Records
------------------------------------------------
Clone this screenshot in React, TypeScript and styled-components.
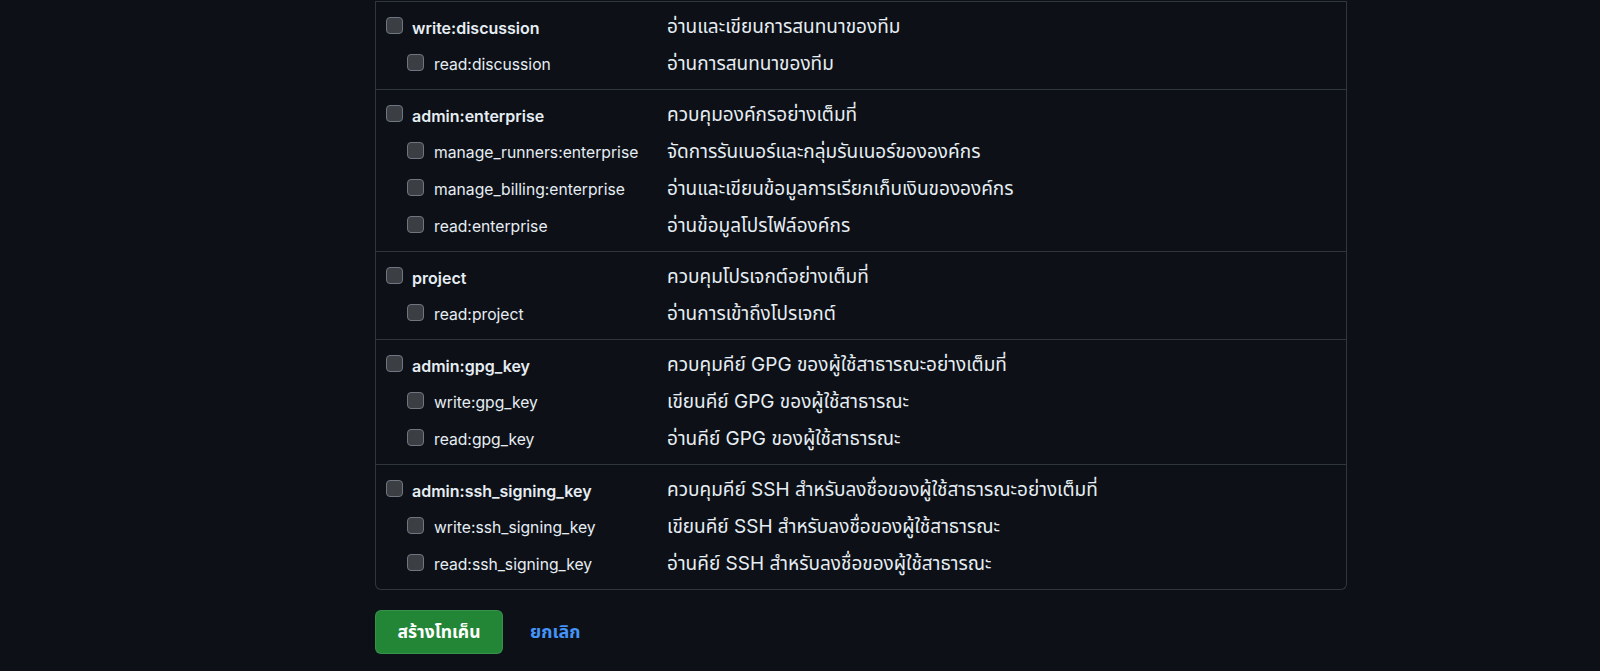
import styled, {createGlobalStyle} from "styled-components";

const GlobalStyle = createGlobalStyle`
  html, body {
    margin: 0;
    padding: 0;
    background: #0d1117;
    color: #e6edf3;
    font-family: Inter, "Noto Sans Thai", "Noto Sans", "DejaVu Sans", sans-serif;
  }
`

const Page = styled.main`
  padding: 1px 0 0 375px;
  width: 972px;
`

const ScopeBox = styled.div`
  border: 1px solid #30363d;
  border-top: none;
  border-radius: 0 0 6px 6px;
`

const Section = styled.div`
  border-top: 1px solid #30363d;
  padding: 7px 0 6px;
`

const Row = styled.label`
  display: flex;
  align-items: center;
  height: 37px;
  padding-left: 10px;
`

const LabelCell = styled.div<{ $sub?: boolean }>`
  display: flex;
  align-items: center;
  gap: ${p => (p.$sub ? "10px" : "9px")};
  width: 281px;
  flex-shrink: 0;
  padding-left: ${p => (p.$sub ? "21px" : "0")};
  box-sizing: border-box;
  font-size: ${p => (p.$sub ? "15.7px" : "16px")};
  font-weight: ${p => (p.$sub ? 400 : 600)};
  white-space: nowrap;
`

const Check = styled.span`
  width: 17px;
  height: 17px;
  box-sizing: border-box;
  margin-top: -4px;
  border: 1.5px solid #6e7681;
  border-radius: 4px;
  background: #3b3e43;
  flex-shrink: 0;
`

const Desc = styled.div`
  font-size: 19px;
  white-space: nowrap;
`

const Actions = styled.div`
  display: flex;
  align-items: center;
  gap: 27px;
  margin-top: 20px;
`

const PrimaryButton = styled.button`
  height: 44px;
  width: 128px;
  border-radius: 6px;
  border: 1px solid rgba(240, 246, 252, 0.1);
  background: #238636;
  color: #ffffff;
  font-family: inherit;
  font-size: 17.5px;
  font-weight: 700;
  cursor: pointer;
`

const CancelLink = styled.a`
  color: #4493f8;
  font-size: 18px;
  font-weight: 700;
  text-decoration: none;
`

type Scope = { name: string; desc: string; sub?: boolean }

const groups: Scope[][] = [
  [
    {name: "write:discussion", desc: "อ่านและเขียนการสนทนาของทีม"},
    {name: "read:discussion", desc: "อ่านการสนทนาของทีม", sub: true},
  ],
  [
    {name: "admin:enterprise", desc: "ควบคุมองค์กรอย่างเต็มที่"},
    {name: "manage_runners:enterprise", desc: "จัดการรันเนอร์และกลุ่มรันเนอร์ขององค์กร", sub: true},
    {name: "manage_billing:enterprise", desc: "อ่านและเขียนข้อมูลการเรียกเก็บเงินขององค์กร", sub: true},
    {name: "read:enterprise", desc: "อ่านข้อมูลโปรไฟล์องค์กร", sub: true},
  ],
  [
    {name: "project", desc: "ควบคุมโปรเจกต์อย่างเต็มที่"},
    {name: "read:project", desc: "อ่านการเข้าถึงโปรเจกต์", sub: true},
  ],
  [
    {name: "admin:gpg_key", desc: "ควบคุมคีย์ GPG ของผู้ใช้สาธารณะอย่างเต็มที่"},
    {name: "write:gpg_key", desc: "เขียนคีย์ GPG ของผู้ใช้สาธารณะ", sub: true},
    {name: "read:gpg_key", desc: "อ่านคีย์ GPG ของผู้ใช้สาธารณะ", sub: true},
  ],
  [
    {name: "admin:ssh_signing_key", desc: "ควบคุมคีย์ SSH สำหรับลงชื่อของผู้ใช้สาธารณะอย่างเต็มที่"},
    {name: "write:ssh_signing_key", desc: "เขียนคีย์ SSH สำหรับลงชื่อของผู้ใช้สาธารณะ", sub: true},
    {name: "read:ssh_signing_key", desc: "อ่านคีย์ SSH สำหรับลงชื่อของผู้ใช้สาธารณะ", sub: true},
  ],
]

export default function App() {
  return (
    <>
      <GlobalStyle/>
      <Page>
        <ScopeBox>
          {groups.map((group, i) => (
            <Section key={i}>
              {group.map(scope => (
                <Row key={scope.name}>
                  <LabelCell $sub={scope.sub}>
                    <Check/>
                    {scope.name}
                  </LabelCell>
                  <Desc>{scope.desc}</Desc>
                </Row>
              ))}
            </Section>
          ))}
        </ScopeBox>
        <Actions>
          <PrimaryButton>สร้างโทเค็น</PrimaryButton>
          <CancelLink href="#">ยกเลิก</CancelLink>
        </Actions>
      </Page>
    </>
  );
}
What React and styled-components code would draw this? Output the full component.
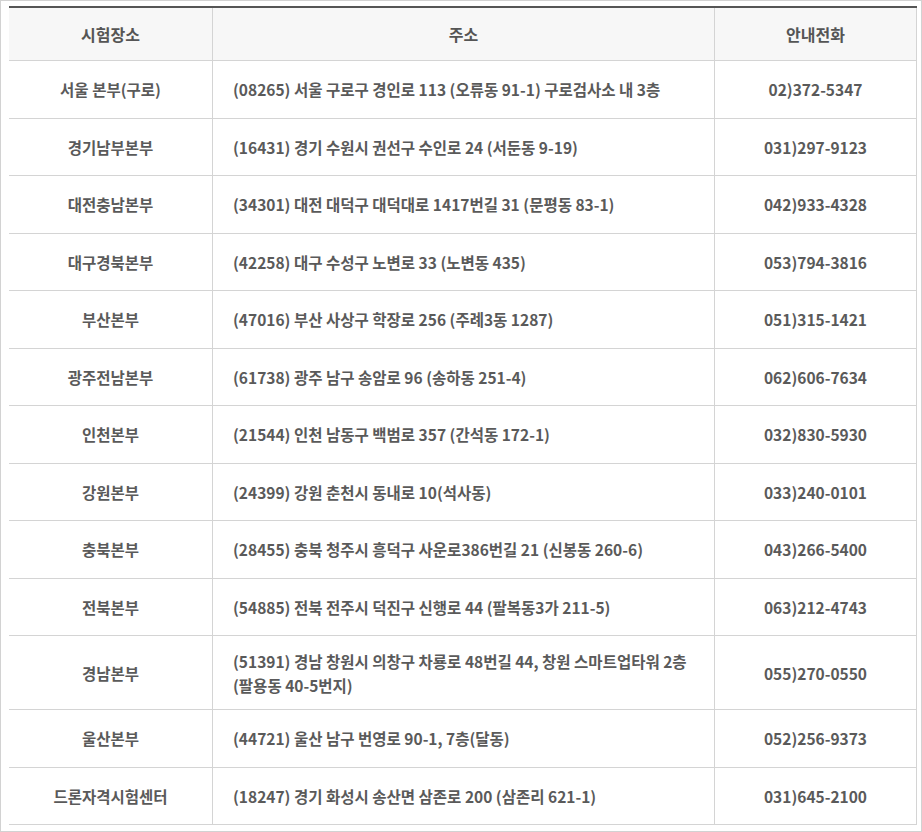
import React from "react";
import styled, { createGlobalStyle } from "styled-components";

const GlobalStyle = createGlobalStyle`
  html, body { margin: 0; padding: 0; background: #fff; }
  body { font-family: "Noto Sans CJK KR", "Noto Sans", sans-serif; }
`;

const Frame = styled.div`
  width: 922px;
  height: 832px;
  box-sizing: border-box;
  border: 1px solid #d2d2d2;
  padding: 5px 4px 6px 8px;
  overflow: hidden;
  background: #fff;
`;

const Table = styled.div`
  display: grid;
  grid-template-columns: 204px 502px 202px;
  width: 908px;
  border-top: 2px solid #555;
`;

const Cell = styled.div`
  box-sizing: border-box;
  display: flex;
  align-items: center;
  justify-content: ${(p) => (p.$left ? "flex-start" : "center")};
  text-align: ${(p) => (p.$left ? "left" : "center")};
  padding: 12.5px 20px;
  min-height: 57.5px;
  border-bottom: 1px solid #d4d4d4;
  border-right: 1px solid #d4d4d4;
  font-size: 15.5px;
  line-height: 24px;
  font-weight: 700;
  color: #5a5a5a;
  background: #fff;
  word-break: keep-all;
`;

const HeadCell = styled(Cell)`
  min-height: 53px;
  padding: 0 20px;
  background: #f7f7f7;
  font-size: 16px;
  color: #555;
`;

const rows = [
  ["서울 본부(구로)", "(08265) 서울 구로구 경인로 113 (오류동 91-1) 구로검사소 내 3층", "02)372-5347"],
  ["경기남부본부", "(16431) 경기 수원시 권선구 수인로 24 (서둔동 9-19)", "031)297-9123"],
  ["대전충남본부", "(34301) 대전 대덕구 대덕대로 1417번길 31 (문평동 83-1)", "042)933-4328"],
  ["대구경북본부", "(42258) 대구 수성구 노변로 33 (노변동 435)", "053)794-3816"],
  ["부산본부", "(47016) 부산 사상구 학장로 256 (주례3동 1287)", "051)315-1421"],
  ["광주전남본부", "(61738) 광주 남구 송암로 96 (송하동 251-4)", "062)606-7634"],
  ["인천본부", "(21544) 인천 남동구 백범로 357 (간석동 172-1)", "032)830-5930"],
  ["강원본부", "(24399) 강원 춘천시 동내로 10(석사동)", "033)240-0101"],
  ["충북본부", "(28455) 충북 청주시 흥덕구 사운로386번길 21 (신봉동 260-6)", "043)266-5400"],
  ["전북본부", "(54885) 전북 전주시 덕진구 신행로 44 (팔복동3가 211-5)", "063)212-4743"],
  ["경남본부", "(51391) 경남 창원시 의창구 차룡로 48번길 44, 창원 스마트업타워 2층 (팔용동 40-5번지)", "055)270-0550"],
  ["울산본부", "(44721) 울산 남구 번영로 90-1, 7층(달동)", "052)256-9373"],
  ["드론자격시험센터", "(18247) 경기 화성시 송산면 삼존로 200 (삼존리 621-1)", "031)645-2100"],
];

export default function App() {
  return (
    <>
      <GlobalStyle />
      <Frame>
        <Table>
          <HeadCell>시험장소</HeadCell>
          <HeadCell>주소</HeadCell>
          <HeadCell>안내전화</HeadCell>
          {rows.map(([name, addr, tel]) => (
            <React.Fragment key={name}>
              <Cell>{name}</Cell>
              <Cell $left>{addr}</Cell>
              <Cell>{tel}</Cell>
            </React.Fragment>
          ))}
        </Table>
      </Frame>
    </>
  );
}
------------------------------------------------
== Exercise ==
All entries must be written out again exactly as given, with no pictures in the copy.

== Result for this exercise ==
Clone this screenshot in React, TypeScript and styled-components.
import styled, {createGlobalStyle} from "styled-components";

const GlobalStyle = createGlobalStyle`
  html, body {
    margin: 0;
    padding: 0;
    background: #0d1117;
    color: #e6edf3;
    font-family: Inter, "Noto Sans Thai", "Noto Sans", "DejaVu Sans", sans-serif;
  }
`

const Page = styled.main`
  padding: 1px 0 0 375px;
  width: 972px;
`

const ScopeBox = styled.div`
  border: 1px solid #30363d;
  border-top: none;
  border-radius: 0 0 6px 6px;
`

const Section = styled.div`
  border-top: 1px solid #30363d;
  padding: 7px 0 6px;
`

const Row = styled.label`
  display: flex;
  align-items: center;
  height: 37px;
  padding-left: 10px;
`

const LabelCell = styled.div<{ $sub?: boolean }>`
  display: flex;
  align-items: center;
  gap: ${p => (p.$sub ? "10px" : "9px")};
  width: 281px;
  flex-shrink: 0;
  padding-left: ${p => (p.$sub ? "21px" : "0")};
  box-sizing: border-box;
  font-size: ${p => (p.$sub ? "15.7px" : "16px")};
  font-weight: ${p => (p.$sub ? 400 : 600)};
  white-space: nowrap;
`

const Check = styled.span`
  width: 17px;
  height: 17px;
  box-sizing: border-box;
  margin-top: -4px;
  border: 1.5px solid #6e7681;
  border-radius: 4px;
  background: #3b3e43;
  flex-shrink: 0;
`

const Desc = styled.div`
  font-size: 19px;
  white-space: nowrap;
`

const Actions = styled.div`
  display: flex;
  align-items: center;
  gap: 27px;
  margin-top: 20px;
`

const PrimaryButton = styled.button`
  height: 44px;
  width: 128px;
  border-radius: 6px;
  border: 1px solid rgba(240, 246, 252, 0.1);
  background: #238636;
  color: #ffffff;
  font-family: inherit;
  font-size: 17.5px;
  font-weight: 700;
  cursor: pointer;
`

const CancelLink = styled.a`
  color: #4493f8;
  font-size: 18px;
  font-weight: 700;
  text-decoration: none;
`

type Scope = { name: string; desc: string; sub?: boolean }

const groups: Scope[][] = [
  [
    {name: "write:discussion", desc: "อ่านและเขียนการสนทนาของทีม"},
    {name: "read:discussion", desc: "อ่านการสนทนาของทีม", sub: true},
  ],
  [
    {name: "admin:enterprise", desc: "ควบคุมองค์กรอย่างเต็มที่"},
    {name: "manage_runners:enterprise", desc: "จัดการรันเนอร์และกลุ่มรันเนอร์ขององค์กร", sub: true},
    {name: "manage_billing:enterprise", desc: "อ่านและเขียนข้อมูลการเรียกเก็บเงินขององค์กร", sub: true},
    {name: "read:enterprise", desc: "อ่านข้อมูลโปรไฟล์องค์กร", sub: true},
  ],
  [
    {name: "project", desc: "ควบคุมโปรเจกต์อย่างเต็มที่"},
    {name: "read:project", desc: "อ่านการเข้าถึงโปรเจกต์", sub: true},
  ],
  [
    {name: "admin:gpg_key", desc: "ควบคุมคีย์ GPG ของผู้ใช้สาธารณะอย่างเต็มที่"},
    {name: "write:gpg_key", desc: "เขียนคีย์ GPG ของผู้ใช้สาธารณะ", sub: true},
    {name: "read:gpg_key", desc: "อ่านคีย์ GPG ของผู้ใช้สาธารณะ", sub: true},
  ],
  [
    {name: "admin:ssh_signing_key", desc: "ควบคุมคีย์ SSH สำหรับลงชื่อของผู้ใช้สาธารณะอย่างเต็มที่"},
    {name: "write:ssh_signing_key", desc: "เขียนคีย์ SSH สำหรับลงชื่อของผู้ใช้สาธารณะ", sub: true},
    {name: "read:ssh_signing_key", desc: "อ่านคีย์ SSH สำหรับลงชื่อของผู้ใช้สาธารณะ", sub: true},
  ],
]

export default function App() {
  return (
    <>
      <GlobalStyle/>
      <Page>
        <ScopeBox>
          {groups.map((group, i) => (
            <Section key={i}>
              {group.map(scope => (
                <Row key={scope.name}>
                  <LabelCell $sub={scope.sub}>
                    <Check/>
                    {scope.name}
                  </LabelCell>
                  <Desc>{scope.desc}</Desc>
                </Row>
              ))}
            </Section>
          ))}
        </ScopeBox>
        <Actions>
          <PrimaryButton>สร้างโทเค็น</PrimaryButton>
          <CancelLink href="#">ยกเลิก</CancelLink>
        </Actions>
      </Page>
    </>
  );
}
What React and styled-components code would draw this? Output the full component.
import React from "react";
import styled, { createGlobalStyle } from "styled-components";

const GlobalStyle = createGlobalStyle`
  html, body { margin: 0; padding: 0; background: #fff; }
  body { font-family: "Noto Sans CJK KR", "Noto Sans", sans-serif; }
`;

const Frame = styled.div`
  width: 922px;
  height: 832px;
  box-sizing: border-box;
  border: 1px solid #d2d2d2;
  padding: 5px 4px 6px 8px;
  overflow: hidden;
  background: #fff;
`;

const Table = styled.div`
  display: grid;
  grid-template-columns: 204px 502px 202px;
  width: 908px;
  border-top: 2px solid #555;
`;

const Cell = styled.div`
  box-sizing: border-box;
  display: flex;
  align-items: center;
  justify-content: ${(p) => (p.$left ? "flex-start" : "center")};
  text-align: ${(p) => (p.$left ? "left" : "center")};
  padding: 12.5px 20px;
  min-height: 57.5px;
  border-bottom: 1px solid #d4d4d4;
  border-right: 1px solid #d4d4d4;
  font-size: 15.5px;
  line-height: 24px;
  font-weight: 700;
  color: #5a5a5a;
  background: #fff;
  word-break: keep-all;
`;

const HeadCell = styled(Cell)`
  min-height: 53px;
  padding: 0 20px;
  background: #f7f7f7;
  font-size: 16px;
  color: #555;
`;

const rows = [
  ["서울 본부(구로)", "(08265) 서울 구로구 경인로 113 (오류동 91-1) 구로검사소 내 3층", "02)372-5347"],
  ["경기남부본부", "(16431) 경기 수원시 권선구 수인로 24 (서둔동 9-19)", "031)297-9123"],
  ["대전충남본부", "(34301) 대전 대덕구 대덕대로 1417번길 31 (문평동 83-1)", "042)933-4328"],
  ["대구경북본부", "(42258) 대구 수성구 노변로 33 (노변동 435)", "053)794-3816"],
  ["부산본부", "(47016) 부산 사상구 학장로 256 (주례3동 1287)", "051)315-1421"],
  ["광주전남본부", "(61738) 광주 남구 송암로 96 (송하동 251-4)", "062)606-7634"],
  ["인천본부", "(21544) 인천 남동구 백범로 357 (간석동 172-1)", "032)830-5930"],
  ["강원본부", "(24399) 강원 춘천시 동내로 10(석사동)", "033)240-0101"],
  ["충북본부", "(28455) 충북 청주시 흥덕구 사운로386번길 21 (신봉동 260-6)", "043)266-5400"],
  ["전북본부", "(54885) 전북 전주시 덕진구 신행로 44 (팔복동3가 211-5)", "063)212-4743"],
  ["경남본부", "(51391) 경남 창원시 의창구 차룡로 48번길 44, 창원 스마트업타워 2층 (팔용동 40-5번지)", "055)270-0550"],
  ["울산본부", "(44721) 울산 남구 번영로 90-1, 7층(달동)", "052)256-9373"],
  ["드론자격시험센터", "(18247) 경기 화성시 송산면 삼존로 200 (삼존리 621-1)", "031)645-2100"],
];

export default function App() {
  return (
    <>
      <GlobalStyle />
      <Frame>
        <Table>
          <HeadCell>시험장소</HeadCell>
          <HeadCell>주소</HeadCell>
          <HeadCell>안내전화</HeadCell>
          {rows.map(([name, addr, tel]) => (
            <React.Fragment key={name}>
              <Cell>{name}</Cell>
              <Cell $left>{addr}</Cell>
              <Cell>{tel}</Cell>
            </React.Fragment>
          ))}
        </Table>
      </Frame>
    </>
  );
}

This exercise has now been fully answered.